Entries shown:
* Start *
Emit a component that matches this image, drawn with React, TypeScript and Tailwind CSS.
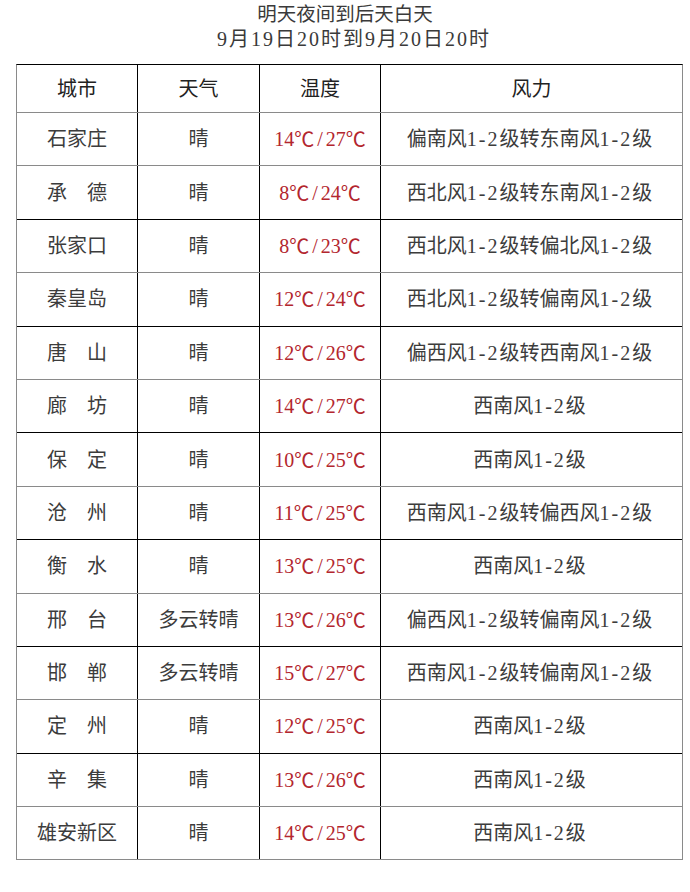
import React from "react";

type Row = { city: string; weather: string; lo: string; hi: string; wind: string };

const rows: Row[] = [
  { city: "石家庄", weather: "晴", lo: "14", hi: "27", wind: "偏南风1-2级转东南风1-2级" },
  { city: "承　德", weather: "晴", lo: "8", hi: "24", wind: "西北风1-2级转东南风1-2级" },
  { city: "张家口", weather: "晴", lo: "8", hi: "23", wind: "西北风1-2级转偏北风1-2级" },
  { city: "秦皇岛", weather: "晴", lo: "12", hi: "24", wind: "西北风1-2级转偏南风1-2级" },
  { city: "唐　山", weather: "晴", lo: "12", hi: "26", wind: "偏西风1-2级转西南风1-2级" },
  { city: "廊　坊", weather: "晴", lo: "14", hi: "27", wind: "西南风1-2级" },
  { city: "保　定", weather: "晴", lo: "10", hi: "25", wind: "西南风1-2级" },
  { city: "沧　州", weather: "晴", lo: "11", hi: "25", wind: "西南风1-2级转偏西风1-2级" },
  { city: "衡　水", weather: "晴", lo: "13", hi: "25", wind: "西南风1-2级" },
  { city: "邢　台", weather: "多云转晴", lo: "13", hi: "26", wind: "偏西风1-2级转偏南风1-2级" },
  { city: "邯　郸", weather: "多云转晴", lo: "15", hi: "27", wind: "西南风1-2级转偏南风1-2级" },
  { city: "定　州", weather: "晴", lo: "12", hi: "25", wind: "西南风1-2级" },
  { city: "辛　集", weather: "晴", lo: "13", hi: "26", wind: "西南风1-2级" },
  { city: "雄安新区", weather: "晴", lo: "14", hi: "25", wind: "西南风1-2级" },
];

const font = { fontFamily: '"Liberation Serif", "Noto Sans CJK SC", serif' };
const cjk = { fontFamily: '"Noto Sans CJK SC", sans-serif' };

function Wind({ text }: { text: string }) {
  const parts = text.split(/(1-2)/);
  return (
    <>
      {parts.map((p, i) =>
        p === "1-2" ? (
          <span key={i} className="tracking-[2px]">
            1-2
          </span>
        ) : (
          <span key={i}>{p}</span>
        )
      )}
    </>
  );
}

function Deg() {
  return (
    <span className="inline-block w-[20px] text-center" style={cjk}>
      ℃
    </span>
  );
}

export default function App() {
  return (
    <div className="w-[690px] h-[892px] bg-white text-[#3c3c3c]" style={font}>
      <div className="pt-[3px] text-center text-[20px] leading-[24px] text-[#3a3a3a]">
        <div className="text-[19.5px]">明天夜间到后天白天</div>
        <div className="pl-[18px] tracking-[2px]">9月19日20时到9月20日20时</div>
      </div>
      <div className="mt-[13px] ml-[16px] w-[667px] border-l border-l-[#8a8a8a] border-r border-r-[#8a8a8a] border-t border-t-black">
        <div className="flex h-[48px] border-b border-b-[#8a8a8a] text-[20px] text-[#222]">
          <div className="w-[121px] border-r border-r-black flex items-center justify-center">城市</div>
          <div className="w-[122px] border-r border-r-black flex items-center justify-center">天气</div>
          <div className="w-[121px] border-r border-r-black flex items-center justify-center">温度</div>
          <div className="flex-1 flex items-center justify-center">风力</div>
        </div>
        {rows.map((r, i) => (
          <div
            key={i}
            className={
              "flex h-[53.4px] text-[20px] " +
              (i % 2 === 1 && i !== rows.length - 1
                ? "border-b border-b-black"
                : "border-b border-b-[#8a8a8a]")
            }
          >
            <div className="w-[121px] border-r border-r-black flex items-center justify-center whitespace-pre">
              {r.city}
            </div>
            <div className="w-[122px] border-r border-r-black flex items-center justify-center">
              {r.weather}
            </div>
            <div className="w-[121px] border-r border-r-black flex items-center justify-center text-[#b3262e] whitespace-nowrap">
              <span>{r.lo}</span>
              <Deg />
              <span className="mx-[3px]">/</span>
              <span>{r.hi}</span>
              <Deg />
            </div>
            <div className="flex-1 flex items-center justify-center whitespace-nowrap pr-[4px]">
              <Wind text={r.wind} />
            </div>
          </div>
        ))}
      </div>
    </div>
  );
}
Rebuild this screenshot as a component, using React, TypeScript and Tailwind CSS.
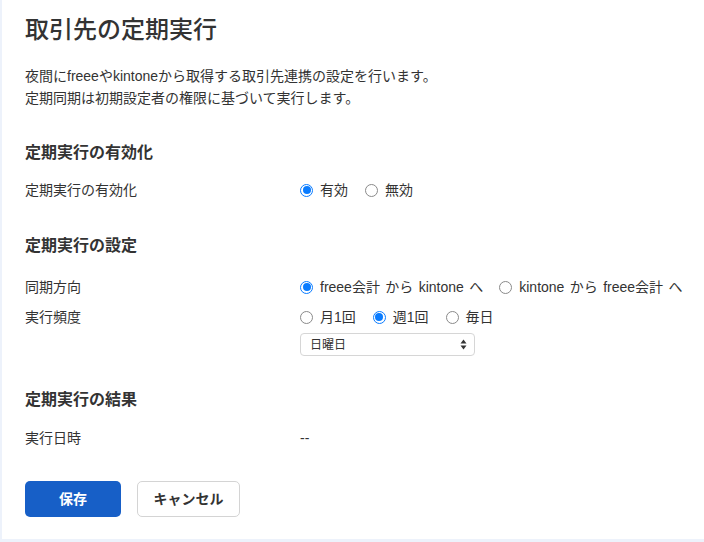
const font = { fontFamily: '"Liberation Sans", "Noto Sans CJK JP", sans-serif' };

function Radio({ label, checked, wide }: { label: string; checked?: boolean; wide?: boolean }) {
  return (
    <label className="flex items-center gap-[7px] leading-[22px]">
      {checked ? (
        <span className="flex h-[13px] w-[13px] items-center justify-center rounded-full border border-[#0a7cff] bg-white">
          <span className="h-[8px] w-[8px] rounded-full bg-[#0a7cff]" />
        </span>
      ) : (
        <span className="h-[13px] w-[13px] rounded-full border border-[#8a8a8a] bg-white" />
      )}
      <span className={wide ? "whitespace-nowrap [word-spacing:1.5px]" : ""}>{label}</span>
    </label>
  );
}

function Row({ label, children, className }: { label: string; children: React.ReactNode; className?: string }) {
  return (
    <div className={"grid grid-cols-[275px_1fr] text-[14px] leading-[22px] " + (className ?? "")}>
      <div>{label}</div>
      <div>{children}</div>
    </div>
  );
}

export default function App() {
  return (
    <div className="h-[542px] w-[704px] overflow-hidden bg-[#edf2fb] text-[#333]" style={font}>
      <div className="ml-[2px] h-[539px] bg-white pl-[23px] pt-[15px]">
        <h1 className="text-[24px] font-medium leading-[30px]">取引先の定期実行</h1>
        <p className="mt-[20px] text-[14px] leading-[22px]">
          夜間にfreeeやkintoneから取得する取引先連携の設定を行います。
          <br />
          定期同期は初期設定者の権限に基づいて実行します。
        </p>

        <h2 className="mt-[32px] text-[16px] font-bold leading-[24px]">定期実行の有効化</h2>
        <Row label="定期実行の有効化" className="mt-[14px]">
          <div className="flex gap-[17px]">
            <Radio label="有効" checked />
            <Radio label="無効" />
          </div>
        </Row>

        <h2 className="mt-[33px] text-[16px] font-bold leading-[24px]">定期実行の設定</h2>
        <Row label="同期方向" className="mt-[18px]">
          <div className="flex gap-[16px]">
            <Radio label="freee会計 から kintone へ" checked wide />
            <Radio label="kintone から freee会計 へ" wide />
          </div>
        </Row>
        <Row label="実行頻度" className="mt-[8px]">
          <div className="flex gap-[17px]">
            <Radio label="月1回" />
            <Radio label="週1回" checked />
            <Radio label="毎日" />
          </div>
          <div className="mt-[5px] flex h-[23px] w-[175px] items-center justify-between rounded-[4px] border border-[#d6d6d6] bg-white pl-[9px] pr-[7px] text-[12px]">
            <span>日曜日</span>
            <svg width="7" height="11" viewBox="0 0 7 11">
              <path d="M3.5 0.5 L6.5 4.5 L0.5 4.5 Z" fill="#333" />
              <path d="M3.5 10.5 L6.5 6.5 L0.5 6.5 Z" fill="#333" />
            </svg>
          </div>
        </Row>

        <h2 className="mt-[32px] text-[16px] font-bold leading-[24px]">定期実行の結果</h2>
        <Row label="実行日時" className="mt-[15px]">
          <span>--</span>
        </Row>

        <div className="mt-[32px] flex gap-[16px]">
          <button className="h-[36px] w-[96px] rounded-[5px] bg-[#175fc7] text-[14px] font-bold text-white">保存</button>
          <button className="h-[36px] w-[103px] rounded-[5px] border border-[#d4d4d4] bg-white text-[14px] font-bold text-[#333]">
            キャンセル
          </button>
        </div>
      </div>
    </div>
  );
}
* End *
Description of the task: Leave out the pictures and return every record word for word.

Task solution:
Emit a component that matches this image, drawn with React, TypeScript and Tailwind CSS.
import React from "react";

type Row = { city: string; weather: string; lo: string; hi: string; wind: string };

const rows: Row[] = [
  { city: "石家庄", weather: "晴", lo: "14", hi: "27", wind: "偏南风1-2级转东南风1-2级" },
  { city: "承　德", weather: "晴", lo: "8", hi: "24", wind: "西北风1-2级转东南风1-2级" },
  { city: "张家口", weather: "晴", lo: "8", hi: "23", wind: "西北风1-2级转偏北风1-2级" },
  { city: "秦皇岛", weather: "晴", lo: "12", hi: "24", wind: "西北风1-2级转偏南风1-2级" },
  { city: "唐　山", weather: "晴", lo: "12", hi: "26", wind: "偏西风1-2级转西南风1-2级" },
  { city: "廊　坊", weather: "晴", lo: "14", hi: "27", wind: "西南风1-2级" },
  { city: "保　定", weather: "晴", lo: "10", hi: "25", wind: "西南风1-2级" },
  { city: "沧　州", weather: "晴", lo: "11", hi: "25", wind: "西南风1-2级转偏西风1-2级" },
  { city: "衡　水", weather: "晴", lo: "13", hi: "25", wind: "西南风1-2级" },
  { city: "邢　台", weather: "多云转晴", lo: "13", hi: "26", wind: "偏西风1-2级转偏南风1-2级" },
  { city: "邯　郸", weather: "多云转晴", lo: "15", hi: "27", wind: "西南风1-2级转偏南风1-2级" },
  { city: "定　州", weather: "晴", lo: "12", hi: "25", wind: "西南风1-2级" },
  { city: "辛　集", weather: "晴", lo: "13", hi: "26", wind: "西南风1-2级" },
  { city: "雄安新区", weather: "晴", lo: "14", hi: "25", wind: "西南风1-2级" },
];

const font = { fontFamily: '"Liberation Serif", "Noto Sans CJK SC", serif' };
const cjk = { fontFamily: '"Noto Sans CJK SC", sans-serif' };

function Wind({ text }: { text: string }) {
  const parts = text.split(/(1-2)/);
  return (
    <>
      {parts.map((p, i) =>
        p === "1-2" ? (
          <span key={i} className="tracking-[2px]">
            1-2
          </span>
        ) : (
          <span key={i}>{p}</span>
        )
      )}
    </>
  );
}

function Deg() {
  return (
    <span className="inline-block w-[20px] text-center" style={cjk}>
      ℃
    </span>
  );
}

export default function App() {
  return (
    <div className="w-[690px] h-[892px] bg-white text-[#3c3c3c]" style={font}>
      <div className="pt-[3px] text-center text-[20px] leading-[24px] text-[#3a3a3a]">
        <div className="text-[19.5px]">明天夜间到后天白天</div>
        <div className="pl-[18px] tracking-[2px]">9月19日20时到9月20日20时</div>
      </div>
      <div className="mt-[13px] ml-[16px] w-[667px] border-l border-l-[#8a8a8a] border-r border-r-[#8a8a8a] border-t border-t-black">
        <div className="flex h-[48px] border-b border-b-[#8a8a8a] text-[20px] text-[#222]">
          <div className="w-[121px] border-r border-r-black flex items-center justify-center">城市</div>
          <div className="w-[122px] border-r border-r-black flex items-center justify-center">天气</div>
          <div className="w-[121px] border-r border-r-black flex items-center justify-center">温度</div>
          <div className="flex-1 flex items-center justify-center">风力</div>
        </div>
        {rows.map((r, i) => (
          <div
            key={i}
            className={
              "flex h-[53.4px] text-[20px] " +
              (i % 2 === 1 && i !== rows.length - 1
                ? "border-b border-b-black"
                : "border-b border-b-[#8a8a8a]")
            }
          >
            <div className="w-[121px] border-r border-r-black flex items-center justify-center whitespace-pre">
              {r.city}
            </div>
            <div className="w-[122px] border-r border-r-black flex items-center justify-center">
              {r.weather}
            </div>
            <div className="w-[121px] border-r border-r-black flex items-center justify-center text-[#b3262e] whitespace-nowrap">
              <span>{r.lo}</span>
              <Deg />
              <span className="mx-[3px]">/</span>
              <span>{r.hi}</span>
              <Deg />
            </div>
            <div className="flex-1 flex items-center justify-center whitespace-nowrap pr-[4px]">
              <Wind text={r.wind} />
            </div>
          </div>
        ))}
      </div>
    </div>
  );
}
Rebuild this screenshot as a component, using React, TypeScript and Tailwind CSS.
const font = { fontFamily: '"Liberation Sans", "Noto Sans CJK JP", sans-serif' };

function Radio({ label, checked, wide }: { label: string; checked?: boolean; wide?: boolean }) {
  return (
    <label className="flex items-center gap-[7px] leading-[22px]">
      {checked ? (
        <span className="flex h-[13px] w-[13px] items-center justify-center rounded-full border border-[#0a7cff] bg-white">
          <span className="h-[8px] w-[8px] rounded-full bg-[#0a7cff]" />
        </span>
      ) : (
        <span className="h-[13px] w-[13px] rounded-full border border-[#8a8a8a] bg-white" />
      )}
      <span className={wide ? "whitespace-nowrap [word-spacing:1.5px]" : ""}>{label}</span>
    </label>
  );
}

function Row({ label, children, className }: { label: string; children: React.ReactNode; className?: string }) {
  return (
    <div className={"grid grid-cols-[275px_1fr] text-[14px] leading-[22px] " + (className ?? "")}>
      <div>{label}</div>
      <div>{children}</div>
    </div>
  );
}

export default function App() {
  return (
    <div className="h-[542px] w-[704px] overflow-hidden bg-[#edf2fb] text-[#333]" style={font}>
      <div className="ml-[2px] h-[539px] bg-white pl-[23px] pt-[15px]">
        <h1 className="text-[24px] font-medium leading-[30px]">取引先の定期実行</h1>
        <p className="mt-[20px] text-[14px] leading-[22px]">
          夜間にfreeeやkintoneから取得する取引先連携の設定を行います。
          <br />
          定期同期は初期設定者の権限に基づいて実行します。
        </p>

        <h2 className="mt-[32px] text-[16px] font-bold leading-[24px]">定期実行の有効化</h2>
        <Row label="定期実行の有効化" className="mt-[14px]">
          <div className="flex gap-[17px]">
            <Radio label="有効" checked />
            <Radio label="無効" />
          </div>
        </Row>

        <h2 className="mt-[33px] text-[16px] font-bold leading-[24px]">定期実行の設定</h2>
        <Row label="同期方向" className="mt-[18px]">
          <div className="flex gap-[16px]">
            <Radio label="freee会計 から kintone へ" checked wide />
            <Radio label="kintone から freee会計 へ" wide />
          </div>
        </Row>
        <Row label="実行頻度" className="mt-[8px]">
          <div className="flex gap-[17px]">
            <Radio label="月1回" />
            <Radio label="週1回" checked />
            <Radio label="毎日" />
          </div>
          <div className="mt-[5px] flex h-[23px] w-[175px] items-center justify-between rounded-[4px] border border-[#d6d6d6] bg-white pl-[9px] pr-[7px] text-[12px]">
            <span>日曜日</span>
            <svg width="7" height="11" viewBox="0 0 7 11">
              <path d="M3.5 0.5 L6.5 4.5 L0.5 4.5 Z" fill="#333" />
              <path d="M3.5 10.5 L6.5 6.5 L0.5 6.5 Z" fill="#333" />
            </svg>
          </div>
        </Row>

        <h2 className="mt-[32px] text-[16px] font-bold leading-[24px]">定期実行の結果</h2>
        <Row label="実行日時" className="mt-[15px]">
          <span>--</span>
        </Row>

        <div className="mt-[32px] flex gap-[16px]">
          <button className="h-[36px] w-[96px] rounded-[5px] bg-[#175fc7] text-[14px] font-bold text-white">保存</button>
          <button className="h-[36px] w-[103px] rounded-[5px] border border-[#d4d4d4] bg-white text-[14px] font-bold text-[#333]">
            キャンセル
          </button>
        </div>
      </div>
    </div>
  );
}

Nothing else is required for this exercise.